Early in September, the Madhya Pradesh chief of the Congress, Kamal Nath, announced that if the party came to power it would build a gaushala in every panchayat in the state, which amounts to a staggering 23,412 gaushalas. A fortnight later, as the party president, Rahul Gandhi, headed to Bhopal for his first speech on the campaign trail for the state’s upcoming election, billboards of him doing a Shiva abhisheka dotted the town. For a party fighting Shivraj Singh Chouhan, a three-time incumbent chief minister of middling popularity, this seemed an odd electoral strategy—defending its own religious credentials rather than attacking the government for its failings.
The choice of Kamal Nath as party chief embodies all the Congress’s weaknesses in Madhya Pradesh—most notably, a lack of regional leadership and a serious crisis of funds—which mirror its problems nationally. Nath is known across the state but his political appeal is restricted to his parliamentary constituency of Chhindwara. During the 1984 massacre of Sikhs in Delhi, he led a murderous mob that burnt two Sikhs to death within a kilometre of parliament. Each time Gandhi tries to explain the party’s involvement in the killings, Nath’s record tarnishes his credentials.

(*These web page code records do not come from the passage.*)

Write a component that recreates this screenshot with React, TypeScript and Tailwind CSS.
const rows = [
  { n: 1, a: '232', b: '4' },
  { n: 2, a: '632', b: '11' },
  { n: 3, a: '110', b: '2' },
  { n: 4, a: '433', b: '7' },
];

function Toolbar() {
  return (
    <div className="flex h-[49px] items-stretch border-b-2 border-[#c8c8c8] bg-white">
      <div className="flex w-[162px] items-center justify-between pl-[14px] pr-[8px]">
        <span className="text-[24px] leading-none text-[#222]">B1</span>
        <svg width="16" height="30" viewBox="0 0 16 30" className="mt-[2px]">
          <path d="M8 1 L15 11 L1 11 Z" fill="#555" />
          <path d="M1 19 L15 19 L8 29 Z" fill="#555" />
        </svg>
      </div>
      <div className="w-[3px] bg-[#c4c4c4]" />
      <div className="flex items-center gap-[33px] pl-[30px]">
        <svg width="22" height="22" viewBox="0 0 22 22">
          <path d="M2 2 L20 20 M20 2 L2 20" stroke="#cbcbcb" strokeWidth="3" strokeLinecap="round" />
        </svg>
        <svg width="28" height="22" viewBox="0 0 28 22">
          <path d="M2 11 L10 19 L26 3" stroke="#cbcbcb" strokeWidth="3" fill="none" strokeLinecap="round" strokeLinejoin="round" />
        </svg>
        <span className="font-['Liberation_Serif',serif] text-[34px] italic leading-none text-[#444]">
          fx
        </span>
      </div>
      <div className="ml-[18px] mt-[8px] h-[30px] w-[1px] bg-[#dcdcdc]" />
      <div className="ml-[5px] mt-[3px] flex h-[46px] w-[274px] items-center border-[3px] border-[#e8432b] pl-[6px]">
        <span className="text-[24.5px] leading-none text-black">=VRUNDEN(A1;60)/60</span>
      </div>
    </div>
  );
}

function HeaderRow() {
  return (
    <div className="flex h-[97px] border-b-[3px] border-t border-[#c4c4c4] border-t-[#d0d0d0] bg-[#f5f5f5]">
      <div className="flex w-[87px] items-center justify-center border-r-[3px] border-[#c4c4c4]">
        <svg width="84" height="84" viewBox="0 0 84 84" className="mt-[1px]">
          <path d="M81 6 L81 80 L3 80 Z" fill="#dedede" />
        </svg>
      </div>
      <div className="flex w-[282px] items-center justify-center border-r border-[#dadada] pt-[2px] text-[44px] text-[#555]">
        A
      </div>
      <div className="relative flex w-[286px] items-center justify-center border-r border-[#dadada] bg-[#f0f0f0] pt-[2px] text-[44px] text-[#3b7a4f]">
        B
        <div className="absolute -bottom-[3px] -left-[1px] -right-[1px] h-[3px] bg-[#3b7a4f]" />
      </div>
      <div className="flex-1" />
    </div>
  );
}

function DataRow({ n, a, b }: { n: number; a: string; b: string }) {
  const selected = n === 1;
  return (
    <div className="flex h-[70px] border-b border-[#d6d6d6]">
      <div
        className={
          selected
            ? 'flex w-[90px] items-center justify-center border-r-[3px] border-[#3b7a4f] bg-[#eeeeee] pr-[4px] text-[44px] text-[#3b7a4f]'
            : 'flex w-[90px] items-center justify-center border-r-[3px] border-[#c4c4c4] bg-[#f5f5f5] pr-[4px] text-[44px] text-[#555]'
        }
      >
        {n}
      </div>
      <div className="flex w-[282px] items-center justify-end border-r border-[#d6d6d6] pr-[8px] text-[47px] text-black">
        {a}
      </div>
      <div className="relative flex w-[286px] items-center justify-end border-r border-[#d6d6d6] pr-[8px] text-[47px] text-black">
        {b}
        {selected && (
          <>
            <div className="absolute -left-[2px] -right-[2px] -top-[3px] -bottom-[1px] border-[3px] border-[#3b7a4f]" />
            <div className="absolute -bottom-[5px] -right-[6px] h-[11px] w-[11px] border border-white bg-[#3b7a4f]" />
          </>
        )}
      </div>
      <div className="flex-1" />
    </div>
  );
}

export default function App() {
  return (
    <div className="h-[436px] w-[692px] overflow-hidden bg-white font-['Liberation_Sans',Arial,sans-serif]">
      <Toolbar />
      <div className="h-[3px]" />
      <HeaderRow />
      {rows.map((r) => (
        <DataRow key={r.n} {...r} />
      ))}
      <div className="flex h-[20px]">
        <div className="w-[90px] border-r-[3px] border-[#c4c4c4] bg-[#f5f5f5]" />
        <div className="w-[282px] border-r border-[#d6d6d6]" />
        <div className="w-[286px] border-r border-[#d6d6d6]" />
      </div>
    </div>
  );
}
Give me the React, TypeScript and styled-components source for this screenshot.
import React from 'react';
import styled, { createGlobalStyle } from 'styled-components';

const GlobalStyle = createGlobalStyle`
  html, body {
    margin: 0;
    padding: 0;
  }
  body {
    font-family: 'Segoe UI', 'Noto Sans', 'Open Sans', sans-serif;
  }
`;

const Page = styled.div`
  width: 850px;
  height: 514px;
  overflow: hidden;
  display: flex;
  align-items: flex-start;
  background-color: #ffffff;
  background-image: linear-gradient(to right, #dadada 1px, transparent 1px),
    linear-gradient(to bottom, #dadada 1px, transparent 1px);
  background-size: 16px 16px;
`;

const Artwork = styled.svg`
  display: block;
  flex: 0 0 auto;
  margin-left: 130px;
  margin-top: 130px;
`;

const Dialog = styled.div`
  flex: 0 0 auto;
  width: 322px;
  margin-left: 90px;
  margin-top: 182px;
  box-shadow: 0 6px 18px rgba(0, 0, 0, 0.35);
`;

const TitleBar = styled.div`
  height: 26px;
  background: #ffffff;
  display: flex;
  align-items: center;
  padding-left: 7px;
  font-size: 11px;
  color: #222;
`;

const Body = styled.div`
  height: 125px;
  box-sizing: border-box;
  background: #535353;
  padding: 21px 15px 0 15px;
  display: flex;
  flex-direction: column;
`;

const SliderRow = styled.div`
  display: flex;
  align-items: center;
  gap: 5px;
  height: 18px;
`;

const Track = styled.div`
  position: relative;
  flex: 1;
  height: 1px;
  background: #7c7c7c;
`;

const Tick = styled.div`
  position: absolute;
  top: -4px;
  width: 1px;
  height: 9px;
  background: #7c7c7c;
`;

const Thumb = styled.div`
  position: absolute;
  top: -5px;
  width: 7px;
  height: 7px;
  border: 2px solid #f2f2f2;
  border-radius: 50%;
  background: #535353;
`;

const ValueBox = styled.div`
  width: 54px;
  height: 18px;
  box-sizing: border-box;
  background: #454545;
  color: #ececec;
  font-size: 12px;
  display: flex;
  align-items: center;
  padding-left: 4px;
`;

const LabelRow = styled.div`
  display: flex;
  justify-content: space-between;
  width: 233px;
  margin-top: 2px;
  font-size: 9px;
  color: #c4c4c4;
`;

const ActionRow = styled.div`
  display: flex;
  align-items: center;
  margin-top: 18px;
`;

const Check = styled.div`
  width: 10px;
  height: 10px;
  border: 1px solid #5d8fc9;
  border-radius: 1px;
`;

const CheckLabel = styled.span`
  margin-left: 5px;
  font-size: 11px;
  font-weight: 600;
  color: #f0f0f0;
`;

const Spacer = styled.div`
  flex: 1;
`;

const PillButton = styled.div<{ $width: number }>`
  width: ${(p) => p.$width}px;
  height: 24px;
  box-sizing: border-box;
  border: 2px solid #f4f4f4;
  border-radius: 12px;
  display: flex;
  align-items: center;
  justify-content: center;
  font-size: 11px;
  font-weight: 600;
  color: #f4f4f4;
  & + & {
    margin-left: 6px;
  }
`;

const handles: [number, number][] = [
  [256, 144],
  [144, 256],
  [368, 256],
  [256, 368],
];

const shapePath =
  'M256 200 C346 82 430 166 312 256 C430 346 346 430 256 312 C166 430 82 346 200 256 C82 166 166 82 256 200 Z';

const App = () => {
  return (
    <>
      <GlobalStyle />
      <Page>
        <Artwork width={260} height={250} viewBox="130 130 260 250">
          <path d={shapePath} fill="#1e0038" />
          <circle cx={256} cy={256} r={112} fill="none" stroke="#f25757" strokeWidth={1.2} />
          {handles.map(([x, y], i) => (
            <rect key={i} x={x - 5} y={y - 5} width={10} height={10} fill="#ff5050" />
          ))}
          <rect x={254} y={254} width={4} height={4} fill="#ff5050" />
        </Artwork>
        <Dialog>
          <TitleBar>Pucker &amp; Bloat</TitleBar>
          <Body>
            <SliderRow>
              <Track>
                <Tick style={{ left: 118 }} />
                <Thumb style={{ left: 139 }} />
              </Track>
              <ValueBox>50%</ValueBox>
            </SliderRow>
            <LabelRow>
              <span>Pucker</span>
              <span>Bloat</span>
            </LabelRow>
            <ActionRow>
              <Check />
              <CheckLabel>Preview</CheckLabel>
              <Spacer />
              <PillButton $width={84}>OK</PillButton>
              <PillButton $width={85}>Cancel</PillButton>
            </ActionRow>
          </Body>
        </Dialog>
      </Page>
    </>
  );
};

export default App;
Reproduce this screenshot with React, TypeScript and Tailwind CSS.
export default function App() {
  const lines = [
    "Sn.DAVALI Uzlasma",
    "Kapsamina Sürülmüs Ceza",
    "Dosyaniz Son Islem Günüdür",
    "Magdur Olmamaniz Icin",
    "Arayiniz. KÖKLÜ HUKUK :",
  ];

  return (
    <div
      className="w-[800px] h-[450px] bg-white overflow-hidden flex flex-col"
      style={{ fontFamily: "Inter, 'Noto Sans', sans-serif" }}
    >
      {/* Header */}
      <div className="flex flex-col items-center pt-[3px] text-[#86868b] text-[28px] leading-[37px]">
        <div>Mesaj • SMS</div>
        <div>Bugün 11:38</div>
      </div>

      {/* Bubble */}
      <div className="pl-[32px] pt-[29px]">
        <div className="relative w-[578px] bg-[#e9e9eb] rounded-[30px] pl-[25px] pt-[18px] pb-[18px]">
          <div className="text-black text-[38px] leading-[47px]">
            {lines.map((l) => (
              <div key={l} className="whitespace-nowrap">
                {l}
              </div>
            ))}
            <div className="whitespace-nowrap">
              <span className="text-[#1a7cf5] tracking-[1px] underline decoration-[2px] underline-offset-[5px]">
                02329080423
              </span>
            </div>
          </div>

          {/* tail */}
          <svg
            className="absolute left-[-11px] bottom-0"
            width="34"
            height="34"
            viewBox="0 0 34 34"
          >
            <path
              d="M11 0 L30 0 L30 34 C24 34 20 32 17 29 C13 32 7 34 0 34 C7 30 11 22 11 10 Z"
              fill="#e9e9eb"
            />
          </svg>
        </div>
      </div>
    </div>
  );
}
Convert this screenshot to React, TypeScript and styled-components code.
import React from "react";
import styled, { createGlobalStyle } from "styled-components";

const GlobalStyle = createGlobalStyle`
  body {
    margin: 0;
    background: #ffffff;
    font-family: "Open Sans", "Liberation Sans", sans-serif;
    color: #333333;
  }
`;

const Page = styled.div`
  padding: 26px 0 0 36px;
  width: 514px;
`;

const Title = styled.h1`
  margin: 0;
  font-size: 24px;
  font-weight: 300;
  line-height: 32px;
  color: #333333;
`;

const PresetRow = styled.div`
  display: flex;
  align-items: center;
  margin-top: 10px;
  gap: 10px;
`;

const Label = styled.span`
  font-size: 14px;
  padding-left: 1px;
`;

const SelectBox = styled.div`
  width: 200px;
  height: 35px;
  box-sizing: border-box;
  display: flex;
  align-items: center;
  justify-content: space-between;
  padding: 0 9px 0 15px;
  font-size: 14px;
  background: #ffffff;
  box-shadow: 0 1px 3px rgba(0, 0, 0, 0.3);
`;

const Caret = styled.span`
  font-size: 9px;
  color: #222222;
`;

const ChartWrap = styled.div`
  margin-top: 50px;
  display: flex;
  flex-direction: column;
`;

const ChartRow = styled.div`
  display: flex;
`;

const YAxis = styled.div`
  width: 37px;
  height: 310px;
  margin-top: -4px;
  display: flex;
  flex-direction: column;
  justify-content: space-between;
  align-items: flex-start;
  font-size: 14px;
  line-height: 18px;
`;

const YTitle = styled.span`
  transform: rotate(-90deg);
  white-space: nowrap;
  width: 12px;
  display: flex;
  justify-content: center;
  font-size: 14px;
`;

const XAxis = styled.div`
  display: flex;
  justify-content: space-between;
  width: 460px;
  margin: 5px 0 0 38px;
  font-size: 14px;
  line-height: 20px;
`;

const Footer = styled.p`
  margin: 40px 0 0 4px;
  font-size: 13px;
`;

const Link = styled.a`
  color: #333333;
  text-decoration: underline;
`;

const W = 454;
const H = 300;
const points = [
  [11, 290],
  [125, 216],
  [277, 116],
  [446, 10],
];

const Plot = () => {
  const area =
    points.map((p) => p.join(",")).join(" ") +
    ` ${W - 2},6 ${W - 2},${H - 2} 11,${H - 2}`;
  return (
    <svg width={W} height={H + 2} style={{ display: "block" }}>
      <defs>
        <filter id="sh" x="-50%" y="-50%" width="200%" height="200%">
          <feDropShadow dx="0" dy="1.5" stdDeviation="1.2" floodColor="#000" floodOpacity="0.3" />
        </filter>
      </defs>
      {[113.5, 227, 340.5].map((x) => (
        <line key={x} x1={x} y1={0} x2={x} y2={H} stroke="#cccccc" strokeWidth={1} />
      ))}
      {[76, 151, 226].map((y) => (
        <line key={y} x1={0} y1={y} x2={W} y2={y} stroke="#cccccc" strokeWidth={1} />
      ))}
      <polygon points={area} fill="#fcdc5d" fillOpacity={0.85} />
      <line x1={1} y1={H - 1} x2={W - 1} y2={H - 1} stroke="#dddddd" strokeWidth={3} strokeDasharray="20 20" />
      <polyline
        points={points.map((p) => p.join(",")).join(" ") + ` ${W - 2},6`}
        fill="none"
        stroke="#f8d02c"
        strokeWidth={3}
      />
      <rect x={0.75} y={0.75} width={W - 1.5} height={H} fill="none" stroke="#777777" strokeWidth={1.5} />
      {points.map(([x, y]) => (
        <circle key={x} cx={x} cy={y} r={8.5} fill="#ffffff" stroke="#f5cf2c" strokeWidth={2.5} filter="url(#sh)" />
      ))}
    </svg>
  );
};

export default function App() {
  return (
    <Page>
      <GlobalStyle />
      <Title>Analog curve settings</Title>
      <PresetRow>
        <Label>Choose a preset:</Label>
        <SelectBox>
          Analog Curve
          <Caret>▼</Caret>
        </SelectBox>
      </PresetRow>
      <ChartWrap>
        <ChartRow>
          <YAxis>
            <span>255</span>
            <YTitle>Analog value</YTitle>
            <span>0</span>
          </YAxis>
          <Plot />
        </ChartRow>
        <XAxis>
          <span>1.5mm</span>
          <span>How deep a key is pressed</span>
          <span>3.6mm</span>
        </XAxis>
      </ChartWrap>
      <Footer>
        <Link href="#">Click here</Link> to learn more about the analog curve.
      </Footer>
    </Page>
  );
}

In 2016, Nath had to step down as the party’s Punjab in-charge over the 1984 charges, but found himself in favour once again as the Madhya Pradesh elections approached. Now, in the same way his presence silences the party nationally on the 2002 Gujarat pogrom, it also silences the party from raising any questions about the financial dealings of the BJP or Chouhan. His long association with the businessman Gautam Adani has been cited often in media reports, and problems with land acquisition and construction of an Adani power plant in his constituency are well known in the region. Issues such as the Vyapam scandal, which had a resonance across the state, are now notably absent from the Congress campaign.